- Trafigura is increasing the number of its VLCCs and Suezmaxes that can transport refined fuels.
- Weaker oil demand and OPEC production cuts are driving tanker conversions.
- Attacks in the Red Sea are boosting charter rates for smaller ships, extending routes.
Yahoo Finance reports that around 12% of Trafigura’s Very Large Crude Carriers (VLCCs) and 20% of its Suezmaxes have been converted to carry refined fuels like gasoline and diesel, in addition to crude oil, said Andrea Olivi, the company’s global head of wet freight.
“From what we see in the market today, I would expect this number to potentially increase,” Olivi added.
Conversion Driven by Low Crude Tanker Rates
The decision to convert these ships came after a drop in crude-oil tanker rates, driven by lower demand for oil from China.
Additionally, production cuts from the Organization of the Petroleum Exporting Countries (OPEC) have resulted in less oil needing transportation, Olivi explained.
Rising Demand for Fuel Transport
Attacks on merchant vessels by Houthi militants in the Red Sea have caused ships to reroute around Africa to reach Europe from Asia.
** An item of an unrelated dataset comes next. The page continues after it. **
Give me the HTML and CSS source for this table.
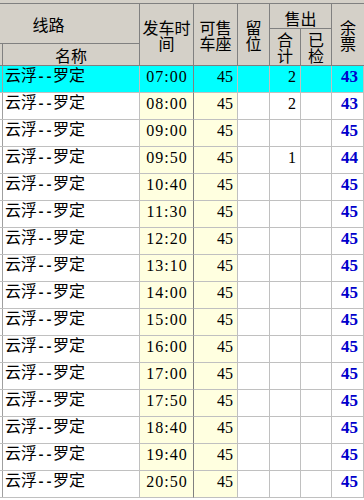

This longer journey has increased charter rates for smaller ships carrying fuels like diesel and gasoline, as they now cover thousands of extra miles.
VLCCs Adapt to Market Changes
With their massive size and long-distance sailing capability, VLCCs offer cost advantages. Olivi noted, “VLCCs have become the bellwether of the market, they are extremely flexible in adapting,” highlighting their importance in responding to shifting market demands.